For home-based professionals, the gains are real but modest. Better arm and screen positioning can reduce shoulder tension. Alternating postures eases the heaviness that builds after hours of screen work. Even a short standing session during a call can restore alertness.
The desk is the foundation. Good setup habits — monitor height, keyboard placement, floor surface — make the difference between a product that looks ergonomic and one that actually functions as one.
What to look for in height adjustment
Smooth, intuitive adjustment matters more than speed. If the mechanism feels awkward or unstable, you won't use it consistently. A good manual desk should feel like closing a heavy car door: solid, deliberate, satisfying.
Range matters too. Taller users should verify the desk reaches a comfortable standing height without compromise. Shorter users should confirm the sitting position is low enough for relaxed shoulders and correct arm angle. A beautiful desk that doesn't fit your body is the wrong desk.
Design is not a secondary consideration
A desk sits at the center of your visual field for hours at a time. If it looks overly engineered or plastic-heavy, that atmosphere affects concentration. Good home office design is not vanity. It is part of how a space supports mental clarity.
Materials are where this becomes concrete. A desk built from furniture-grade birch plywood brings warmth and visual balance to a room that might otherwise tip toward sterile. The grain, edge detail, and finish contribute to a calmer environment — especially when the home office is also a bedroom corner, a dining area, or a shared living space.
Birch plywood is honest about what it is: strong, warm, and not trying to imitate something more expensive. That honesty shows up in the way it ages and in the way it integrates with the rest of a room. It is not a material chosen for cost. It is chosen because nothing more elaborate was needed.
Minimalism helps, but only when it is functional. Clean lines reduce distraction. A quiet silhouette leaves room for the rest of the interior and makes the workspace feel intentional rather than improvised. A manual desk supports that restraint naturally — without the visual overhead of electronics, the form can focus entirely on proportion, stability, and material quality.
Manual vs. electric is a question about what you value
Comparing manual and electric desks usually becomes a feature checklist. The more useful question is what you want your workspace to feel like.
Electric desks offer push-button ease. For users with mobility concerns, memory preset requirements, or a need for frequent adjustment throughout the day, electric is the right choice.
Manual desks offer something different: zero motor noise during a call, no power dependence, no control unit competing with the rest of the room. Zero downtime — because a desk should never crash. The experience is simpler, but not lesser. It reflects a different set of priorities.
For home workers, those priorities are increasingly relevant. The goal is not a mini tech lab. It is a workspace that supports concentration and well-being without taking over the room.
That is the logic behind Focusdesk. A manual desk treated not as stripped-down office equipment, but as a refined piece of home furniture built to support healthier work.
Choosing the right manual standing desk for your home office
The right desk depends on the room, the routine, and how a workspace should look and feel.
Start with scale. A desk should fit the room with breathing space around it. Oversized desks crowd even well-designed rooms.
Stability comes next.
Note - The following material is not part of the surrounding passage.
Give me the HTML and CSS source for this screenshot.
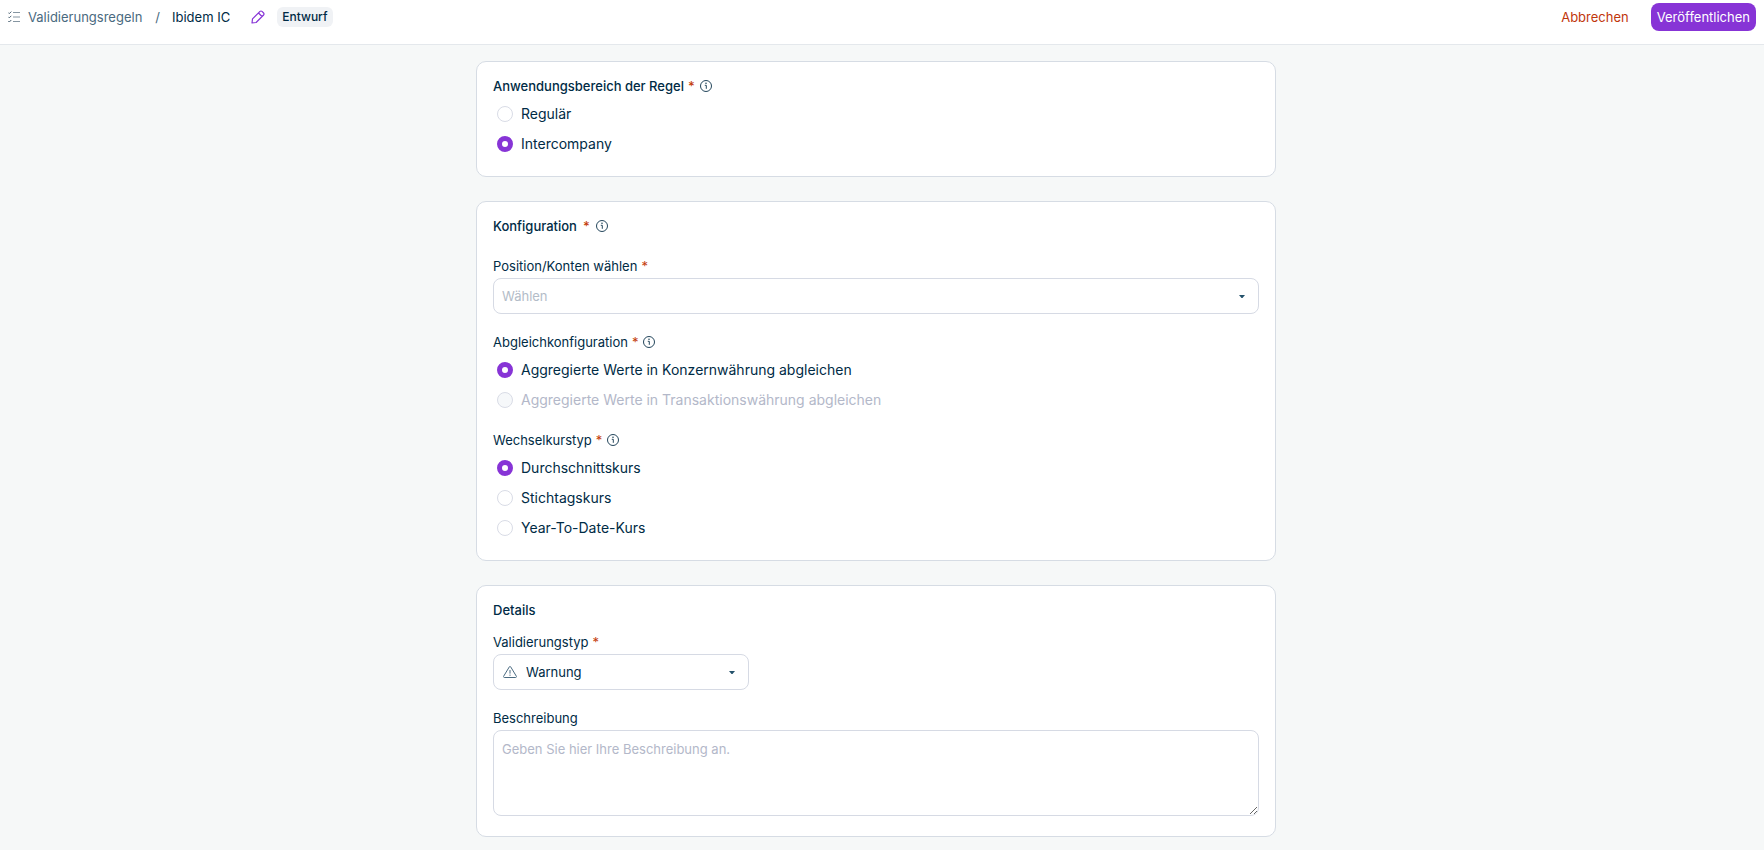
FILE: index.html
```html
<!DOCTYPE html>
<html lang="de">
<head>
<meta charset="utf-8">
<title>Validierungsregeln – Ibidem IC</title>
<link rel="stylesheet" href="styles.css">
</head>
<body>
<svg class="defs" aria-hidden="true">
  <symbol id="info" viewBox="0 0 12 12">
    <circle cx="6" cy="6" r="5.5" fill="none" stroke="currentColor"/>
    <path d="M4.800 5.300H6.300V8.800" fill="none" stroke="currentColor"/>
    <circle cx="6" cy="3.300" r=".8" fill="currentColor"/>
  </symbol>
</svg>
<header class="topbar">
  <nav class="crumbs" aria-label="Brotkrumen">
    <svg class="icon-list" viewBox="0 0 12 12" aria-hidden="true"><path d="M.3 1.600l1 1L3.300.6M.3 5.800l1 1 2-2M.3 10l1 1 2-2"/><path class="lines" d="M5 1.500h7M5 6h7M5 10.500h7"/></svg>
    <a class="crumb-link" href="#">Validierungsregeln</a>
    <span class="slash">/</span>
    <span class="crumb-current">Ibidem IC</span>
    <button class="edit" type="button" aria-label="Name bearbeiten">
      <svg class="icon-edit" viewBox="0 0 14 14" aria-hidden="true"><path d="M1 13l.5-4.100L9 1.400a1.400 1.400 0 0 1 2 0l1.600 1.600a1.400 1.400 0 0 1 0 2L5.100 12.500zM7.500 3l3.500 3.500"/></svg>
    </button>
    <span class="badge">Entwurf</span>
  </nav>
  <div class="actions">
    <button class="cancel" type="button">Abbrechen</button>
    <button class="publish" type="button">Veröffentlichen</button>
  </div>
</header>
<main class="content">
  <section class="card">
    <fieldset class="group">
      <legend class="label strong">Anwendungsbereich der Regel <span class="req">*</span><svg class="info"><use href="#info"/></svg></legend>
      <label class="option"><input type="radio" name="scope">Regulär</label>
      <label class="option"><input type="radio" name="scope" checked>Intercompany</label>
    </fieldset>
  </section>
  <section class="card">
    <h2 class="label strong config-title">Konfiguration <span class="req">*</span><svg class="info"><use href="#info"/></svg></h2>
    <div class="field">
      <label class="label" for="account">Position/Konten wählen <span class="req">*</span></label>
      <div class="select-wrap">
        <select id="account" class="control placeholder"><option>Wählen</option></select>
        <svg class="caret" viewBox="0 0 6 3" aria-hidden="true"><path d="M0 0h6L3.500 3h-1z"/></svg>
      </div>
    </div>
    <fieldset class="group spaced">
      <legend class="label">Abgleichkonfiguration <span class="req">*</span><svg class="info"><use href="#info"/></svg></legend>
      <label class="option"><input type="radio" name="match" checked>Aggregierte Werte in Konzernwährung abgleichen</label>
      <label class="option disabled"><input type="radio" name="match" disabled>Aggregierte Werte in Transaktionswährung abgleichen</label>
    </fieldset>
    <fieldset class="group">
      <legend class="label">Wechselkurstyp <span class="req">*</span><svg class="info"><use href="#info"/></svg></legend>
      <label class="option"><input type="radio" name="rate" checked>Durchschnittskurs</label>
      <label class="option"><input type="radio" name="rate">Stichtagskurs</label>
      <label class="option"><input type="radio" name="rate">Year-To-Date-Kurs</label>
    </fieldset>
  </section>
  <section class="card">
    <h2 class="label strong details-title">Details</h2>
    <div class="field">
      <label class="label" for="type">Validierungstyp <span class="req">*</span></label>
      <div class="select-wrap narrow">
        <svg class="icon-warn" viewBox="0 0 14 12" aria-hidden="true"><path d="M6.300.9a.8.8 0 0 1 1.400 0l5.700 9.400a.8.8 0 0 1-.7 1.200H1.300a.8.8 0 0 1-.7-1.200zM7 4v3.600M7 8.600v1.200"/></svg>
        <select id="type" class="control with-icon"><option>Warnung</option></select>
        <svg class="caret" viewBox="0 0 6 3" aria-hidden="true"><path d="M0 0h6L3.500 3h-1z"/></svg>
      </div>
    </div>
    <div class="last-field">
      <label class="label" for="desc">Beschreibung</label>
      <textarea id="desc" class="description" placeholder="Geben Sie hier Ihre Beschreibung an."></textarea>
    </div>
  </section>
</main>
</body>
</html>
```
FILE: styles.css
```css
* { box-sizing: border-box; }
body {
  margin: 0;
  min-height: 100vh;
  background: #f6f8f8;
  color: #002b45;
  font: 13px/16px Inter, "Liberation Sans", sans-serif;
}
button, select, textarea { font: inherit; color: inherit; }
button { border: 0; background: none; padding: 0; cursor: pointer; }
.defs { display: none; }

.topbar {
  display: flex;
  justify-content: space-between;
  align-items: flex-start;
  height: 45px;
  padding: 3px 8px 0;
  background: #fff;
  border-bottom: 1px solid #e4e8ec;
}
.crumbs { display: flex; align-items: center; height: 28px; }
.icon-list { width: 12px; height: 12px; margin-right: 8px; fill: none; stroke: #4a6172; }
.icon-list .lines { stroke: #8696a2; stroke-width: 1.2; }
.crumb-link { color: #4a6a80; text-decoration: none; }
.slash { margin: 0 12px 0 13px; color: #4a6a80; }
.edit { display: flex; margin: 0 12px 0 21px; }
.icon-edit { width: 14px; height: 14px; fill: none; stroke: #8734d6; stroke-width: 1.2; stroke-linejoin: round; }
.badge { padding: 2px 5px; border-radius: 6px; background: #f0f2f5; font-size: 12px; font-weight: 500; }
.actions { display: flex; align-items: center; gap: 22px; }
.cancel { color: #bf360c; }
.publish { height: 28px; padding: 0 6px; border-radius: 8px; background: #8734d6; color: #fff; }

.content {
  display: flex;
  flex-direction: column;
  align-items: center;
  gap: 24px;
  padding: 16px 12px 12px 0;
}
.card {
  width: 100%;
  max-width: 800px;
  padding: 16px;
  border: 1px solid #d6dce4;
  border-radius: 10px;
  background: #fff;
}
.label { display: flex; align-items: center; gap: 4px; margin: 0; padding: 0; font-size: 13px; font-weight: 400; line-height: 16px; }
.strong { font-weight: 500; }
.req { color: #c43d0c; }
.info { width: 12px; height: 12px; margin-left: 1px; color: #24465c; }
.config-title { gap: 6px; margin-bottom: 24px; }
.config-title .info { margin-left: 0; }
.details-title { margin-bottom: 16px; }
.field { margin-bottom: 20px; }
.field .label, .last-field .label { margin-bottom: 4px; }
.last-field { padding-bottom: 4px; }

.group { margin: 0; padding: 0; border: 0; min-width: 0; }
.group .label { margin-bottom: 6px; }
.spaced { margin-bottom: 16px; }
.option { display: flex; align-items: center; gap: 8px; height: 28px; margin-bottom: 2px; padding-left: 4px; font-size: 14px; }
.option input {
  appearance: none;
  width: 16px;
  height: 16px;
  margin: 0;
  border: 1px solid #d9dce6;
  border-radius: 50%;
  background: #fff;
}
.option input:checked { border: 5px solid #8734d6; }
.option input:disabled { background: #f6f8fa; }
.disabled { color: #b3b8c9; }

.select-wrap { display: grid; align-items: center; }
.select-wrap > * { grid-area: 1 / 1; }
.narrow { width: 256px; }
.control, .description {
  width: 100%;
  border: 1px solid #d6dae4;
  border-radius: 8px;
  background: #fff;
}
.control { appearance: none; height: 36px; padding: 0 32px 0 8px; }
.with-icon { padding-left: 32px; }
.placeholder { color: #b3bcc8; }
.caret { justify-self: end; width: 6px; height: 3px; margin-right: 14px; fill: #24526b; pointer-events: none; }
.icon-warn { z-index: 1; width: 14px; height: 12px; margin-left: 10px; fill: none; stroke: #4a6a80; pointer-events: none; }
.description { display: block; height: 86px; padding: 10px 8px; resize: vertical; }
.description::placeholder { color: #b3b8c9; }
```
If you type heavily, use a monitor arm, or keep multiple devices on the surface, the desk needs to feel composed at both sitting and standing heights. Wobble is distracting. In a home office, where quiet concentration is the point, small instabilities become significant.
Material quality is worth paying for because it changes the daily experience. A durable surface ages better, feels better to touch, and contributes more to the room over time. Cheap finishes reveal themselves quickly, in both feel and structure.
Finally, be honest about how often you will actually change positions. If you want a desk that supports a few deliberate transitions a day, manual is a strong fit. If you expect constant height switching, the convenience calculation shifts. The best desk is the one you will use as intended.
Less friction, better work
Most people do not need more technology in their workspace. They need less noise, less maintenance, and fewer things to go wrong. A desk that supports the body, respects the room, and makes it easier to work with steadiness rather than tension.
A manual standing desk for home office life does exactly that when it is well made. It brings movement into the day without sound, supports posture without visual clutter, and belongs in a space designed for living as much as working.
If your current desk asks you to tolerate discomfort, distraction, or an aesthetic that never felt right, that is worth paying attention to. The question is not whether your desk can move. It is whether your workspace helps you feel more focused, more at ease, and more like yourself while you work.